Le Tribunal fédéral considéra qu’imposer à un administré une interdiction de communiquer constitue une atteinte au droit à l’autodétermination en matière d’information (informationelle Selbstbestimmungsrecht) garantie par l’art. 13 Cst. et à la liberté d’expression (art. 16 Cst.) et, à ce titre, suppose une base légale. Pour justifier sa pratique, la FINMA invoqua, premièrement, le secret de fonction ancré à l’article 14 LFINMA en conjonction avec l’article 320 CP, deuxièmement, l’article 22 LFINMA sur l’information du public et enfin les articles 40 et 42 LFINMA sur l’entraide administrative suisse et internationale. Le Tribunal fédéral rejeta cette argumentation en mettant en évidence que seule la FINMA, ses employés et organes sont destinataires de ces normes qui n’ont pas pour objet d’empêcher les assujettis de communiquer le contenu de décisions qui les concernent. Tout au plus, serait-il, aux yeux de la haute cour, admissible de reconnaître, sans base légale, une interdiction de communiquer temporaire destinée à protéger le secret de l’enquête comme elle l’avait reconnue en matière pénale avant que le CPP ne prévoie une base légale formelle à cette fin aux art. 73 al. 2 et 165 CPP. En revanche, vu l’intensité de l’atteinte, le Tribunal fédéral considéra qu’il est nécessaire de disposer une base légale pour imposer une interdiction pour une durée illimitée.

Cela dit, le Tribunal fédéral ne manqua pas de souligner l’existence d’autres cautèles : même si la FINMA ne peut empêcher en bloc la communication d’une décision, un assujetti reste tenu de respecter les normes existantes en matière de protection de données de tiers, de secret bancaire ainsi que l’article 271 CP, s’il décide de communiquer le contenu d’une décision à un tiers.
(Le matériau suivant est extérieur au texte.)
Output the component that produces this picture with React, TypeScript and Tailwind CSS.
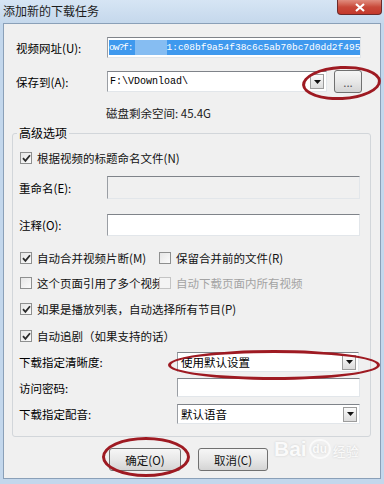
import React from 'react'

const cjk = "font-['Noto_Sans_CJK_SC','Microsoft_YaHei',sans-serif]"

function TextBox({ className = '', children }: { className?: string; children?: React.ReactNode }) {
  return (
    <div
      className={`flex items-center overflow-hidden border border-t-[#7f8389] border-l-[#9a9ea4] border-r-[#e2e6ea] border-b-[#e2e6ea] ${className}`}
    >
      {children}
    </div>
  )
}

function DropArrow() {
  return (
    <div className="ml-auto mr-[2px] flex h-[15px] w-[14px] shrink-0 items-center justify-center border border-[#9c9c9c] bg-gradient-to-b from-[#fbfbfb] to-[#dcdcdc]">
      <svg width="7" height="4" viewBox="0 0 7 4">
        <path d="M0 0h7L3.5 4z" fill="#111" />
      </svg>
    </div>
  )
}

function Check({ checked, disabled }: { checked?: boolean; disabled?: boolean }) {
  return (
    <div
      className={`flex h-[12px] w-[12px] shrink-0 items-center justify-center border ${
        disabled ? 'border-[#c4c4c4] bg-[#f4f4f4]' : 'border-[#8e8f8f] bg-gradient-to-br from-[#e6e6e6] to-[#fbfbfb]'
      }`}
    >
      {checked && (
        <svg width="9" height="9" viewBox="0 0 9 9">
          <path d="M1 4.2l2.4 2.6L8 1.2" fill="none" stroke="#2b2b2b" strokeWidth="1.8" />
        </svg>
      )}
    </div>
  )
}

function CheckRow({ label, checked, disabled, width }: { label: string; checked?: boolean; disabled?: boolean; width?: string }) {
  return (
    <div className={`flex h-[18px] items-center gap-[5px] ${width ? `${width} overflow-hidden` : ''}`}>
      <Check checked={checked} disabled={disabled} />
      <span className={`whitespace-nowrap leading-[16px] ${disabled ? 'text-[#a3a3a3]' : 'text-[#111]'}`}>{label}</span>
    </div>
  )
}

function Button({ label, className = '' }: { label: string; className?: string }) {
  return (
    <div
      className={`flex h-[23px] items-center justify-center rounded-[3px] border border-[#707070] bg-gradient-to-b from-[#f6f6f6] via-[#e8e8e8] to-[#d4d4d4] text-[11.5px] leading-[16px] text-[#111] ${className}`}
    >
      {label}
    </div>
  )
}

export default function App() {
  return (
    <div className={`relative h-[484px] w-[384px] overflow-hidden bg-[#c3d7ec] ${cjk} text-[11.5px] leading-[16px]`}>
      {/* Title bar */}
      <div className="flex h-[23px] items-start bg-gradient-to-b from-[#d6e5f4] to-[#c5d8ec]">
        <span className="mt-[3px] pl-[3px] text-[12px] text-[#1c1c1c]">添加新的下载任务</span>
        <div className="ml-auto mr-[2px] flex h-[15px] w-[45px] items-center justify-center rounded-b-[4px] border border-t-0 border-[#6b2a2a] bg-gradient-to-b from-[#e08c7e] via-[#c8493a] to-[#c4382b]">
          <svg width="10" height="9" viewBox="0 0 10 9">
            <path d="M1 1l8 7M9 1L1 8" stroke="#fff" strokeWidth="2.2" />
          </svg>
        </div>
      </div>

      {/* Client area */}
      <div className="mx-[3px] h-[456px] border border-[#8aa0b8] bg-[#f0f0f0] pl-[12px]">
        <div className="mt-[13px] flex h-[21px] items-center">
          <span className="w-[91px]">视频网址(U):</span>
          <TextBox className="h-[21px] w-[254px] bg-white px-[1px]">
            <span className="flex h-[15px] items-center whitespace-nowrap bg-[#3f99ee] font-['Liberation_Mono',monospace] text-[9.5px] leading-[15px] text-white">
              <span className="tracking-[-1px]">ow?f:</span>
              <span className="ml-[2px] inline-block h-[15px] w-[32px] bg-[#86bdf2]" />
              1:c08bf9a54f38c6c5ab70bc7d0dd2f495
            </span>
          </TextBox>
        </div>

        <div className="mt-[13px] flex h-[21px] items-center">
          <span className="w-[91px]">保存到(A):</span>
          <TextBox className="h-[21px] w-[220px] bg-white pl-[2px]">
            <span className="font-['Liberation_Mono',monospace] text-[10px] text-black">F:\VDownload\</span>
            <DropArrow />
          </TextBox>
          <Button label="..." className="ml-[7px] h-[19px] w-[28px] rounded-[2px] text-[#555]" />
        </div>

        <div className="mt-[12px] flex h-[18px] items-center pl-[90px] text-[#222]">磁盘剩余空间: 45.4G</div>

        {/* Advanced options group */}
        <div className="mt-[11px] ml-[-4px] flex h-[304px] w-[359px] flex-col rounded-[3px] border border-[#d2d6da]">
          <span className="mt-[-10px] ml-[4px] flex h-[18px] w-fit items-center bg-[#f0f0f0] px-[2px] text-[12px]">高级选项</span>

          <div className="mt-[7px] pl-[7px]">
            <CheckRow label="根据视频的标题命名文件(N)" checked />
          </div>

          <div className="mt-[9px] flex h-[23px] items-center pl-[6px]">
            <span className="w-[88px]">重命名(E):</span>
            <TextBox className="h-[23px] w-[253px] bg-[#f0f0f0]" />
          </div>

          <div className="mt-[15px] flex h-[22px] items-center pl-[6px]">
            <span className="w-[88px]">注释(O):</span>
            <TextBox className="h-[22px] w-[253px] bg-white" />
          </div>

          <div className="mt-[13px] flex pl-[7px]">
            <CheckRow label="自动合并视频片断(M)" checked width="w-[139px]" />
            <CheckRow label="保留合并前的文件(R)" />
          </div>

          <div className="mt-[7px] flex pl-[7px]">
            <CheckRow label="这个页面引用了多个视频，" width="w-[139px]" />
            <CheckRow label="自动下载页面内所有视频" disabled />
          </div>

          <div className="mt-[8px] pl-[7px]">
            <CheckRow label="如果是播放列表，自动选择所有节目(P)" checked />
          </div>

          <div className="mt-[9px] pl-[7px]">
            <CheckRow label="自动追剧（如果支持的话）" checked />
          </div>

          <div className="mt-[7px] flex h-[20px] items-center pl-[6px]">
            <span className="w-[158px]">下载指定清晰度:</span>
            <TextBox className="h-[20px] w-[182px] bg-white pl-[3px]">
              <span>使用默认设置</span>
              <DropArrow />
            </TextBox>
          </div>

          <div className="mt-[6px] flex h-[19px] items-center pl-[6px]">
            <span className="w-[158px]">访问密码:</span>
            <TextBox className="h-[19px] w-[183px] bg-white" />
          </div>

          <div className="mt-[7px] flex h-[20px] items-center pl-[6px]">
            <span className="w-[158px]">下载指定配音:</span>
            <TextBox className="h-[20px] w-[183px] bg-white pl-[3px]">
              <span>默认语音</span>
              <DropArrow />
            </TextBox>
          </div>
        </div>

        <div className="mt-[11px] flex pl-[93px]">
          <Button label="确定(O)" className="w-[72px]" />
          <Button label="取消(C)" className="ml-[17px] w-[70px]" />
        </div>
      </div>

      {/* Baidu watermark */}
      <div className="pointer-events-none absolute left-[274px] top-[438px] flex items-end gap-[2px] text-white opacity-70">
        <span className="font-['Liberation_Sans',sans-serif] text-[21px] font-bold leading-none [text-shadow:0_0_2px_#bbb]">Bai</span>
        <span className="flex h-[20px] w-[22px] items-center justify-center rounded-full border-2 border-white font-['Liberation_Sans',sans-serif] text-[12px] font-bold leading-none [text-shadow:0_0_2px_#bbb]">du</span>
        <span className="pb-[2px] text-[13px] leading-none [text-shadow:0_0_2px_#bbb]">经验</span>
      </div>

      {/* Red annotation ellipses */}
      <div className="pointer-events-none absolute left-[302px] top-[66px] h-[34px] w-[79px] -rotate-3 rounded-[50%] border-[3px] border-[#9e1a22]" />
      <div className="pointer-events-none absolute left-[168px] top-[350px] h-[30px] w-[212px] rounded-[50%] border-[3px] border-[#9e1a22]" />
      <div className="pointer-events-none absolute left-[102px] top-[437px] h-[40px] w-[88px] rounded-[50%] border-[3px] border-[#9e1a22]" />
    </div>
  )
}
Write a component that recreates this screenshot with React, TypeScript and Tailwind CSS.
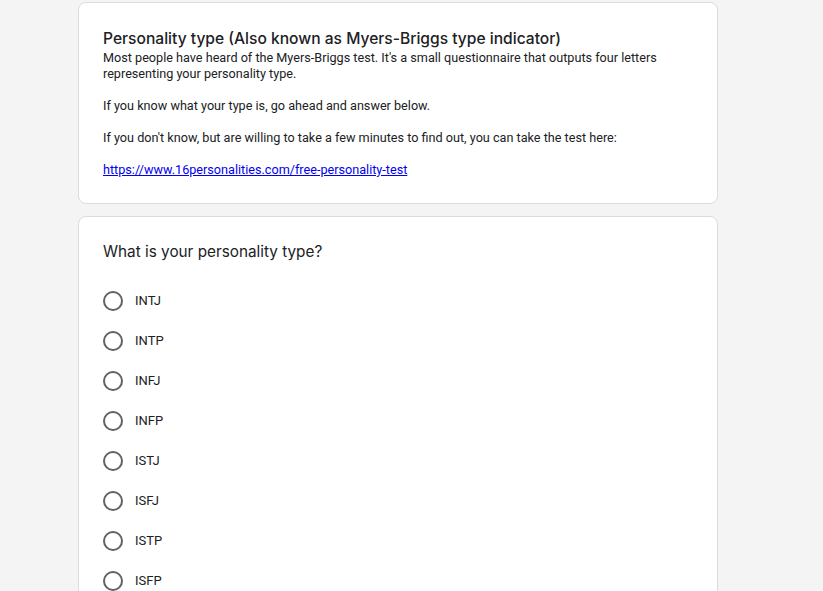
const options = ["INTJ", "INTP", "INFJ", "INFP", "ISTJ", "ISFJ", "ISTP", "ISFP", "ESTJ", "ESFJ"];

function Radio() {
  return <span className="w-5 h-5 rounded-full border-2 border-[#5f6368] shrink-0" />;
}

export default function App() {
  return (
    <div className="min-h-screen bg-[#f4f4f4] font-['Roboto',sans-serif]">
      <div className="w-[640px] ml-[78px] pt-[2px] flex flex-col gap-3">
        <div className="bg-white border border-[#dadce0] rounded-lg px-6 pt-[25px] pb-[25px]">
          <h2 className="font-['Inter',sans-serif] text-[15.6px] leading-[22px] font-medium text-[#202124]">
            Personality type (Also known as Myers-Briggs type indicator)
          </h2>
          <div className="text-[12.65px] leading-4 text-[#202124] whitespace-pre-wrap">
            {"Most people have heard of the Myers-Briggs test. It's a small questionnaire that outputs four letters\nrepresenting your personality type.\n\nIf you know what your type is, go ahead and answer below.\n\nIf you don't know, but are willing to take a few minutes to find out, you can take the test here:\n\n"}
            <a href="#" className="underline text-[#0000ee]">
              https://www.16personalities.com/free-personality-test
            </a>
          </div>
        </div>
        <div className="bg-white border border-[#dadce0] rounded-lg px-6 pt-[23px] pb-6">
          <div className="font-['Inter',sans-serif] text-[15.3px] leading-6 text-[#202124]">
            What is your personality type?
          </div>
          <div className="mt-[17px] flex flex-col">
            {options.map((o) => (
              <label key={o} className="h-10 flex items-center gap-3 text-[13px] text-[#202124]">
                <Radio />
                <span>{o}</span>
              </label>
            ))}
          </div>
        </div>
      </div>
    </div>
  );
}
S’il est vrai que les assujettis peuvent se réjouir de ce rappel bienvenu de l’application du principe de légalité en matière de droit de la surveillance des marchés financiers, le revers de la médaille est moins séduisant pour ces mêmes acteurs : cet arrêt aura une portée pratique importante dans le cadre de procédures transfrontières. Bien qu’il ne s’applique pas aux décisions contre lesquelles les assujettis n’ont pas fait recours et qui sont déjà entrées en force, il empêchera la FINMA de se prononcer pour le future de nouvelles interdictions de communiquer. Or, ne pouvant plus s’abriter derrière l’interdiction de communiquer de la FINMA, les assujettis devront décider seuls s’ils entendent, moyennant le respect de la LPD et de l’art. 271 CPS, communiquer une décision de la FINMA contenant des informations à charge les concernant à une autorité étrangère, sachant que leur détermination sera prise en compte par les autorités étrangères, par exemple le U.S. Department of Justice, pour juger si l’assujetti a pleinement collaboré à l’enquête et mérite une atténuation de sa peine.

De façon plus générale, cet arrêt devrait donner à réfléchir sur l’opportunité de prévoir une base légale expresse protégeant les communications entre la FINMA et les assujettis. Il s’agit en effet de garantir dans l’intérêt de l’effectivité de la surveillance des marchés financiers que les assujettis puissent communiquer ouvertement avec leur autorité de surveillance sans devoir craindre que des tiers ou d’autres autorités suisses ou étrangères puissent leur demander de leur remettre « volontairement » ces informations sans recourir aux voies de droit prévues par la loi. L’institution du supervisory privilege opposable aux assujettis ne repose, en Suisse, sur aucune base légale ; ce n’est pas le cas ailleurs.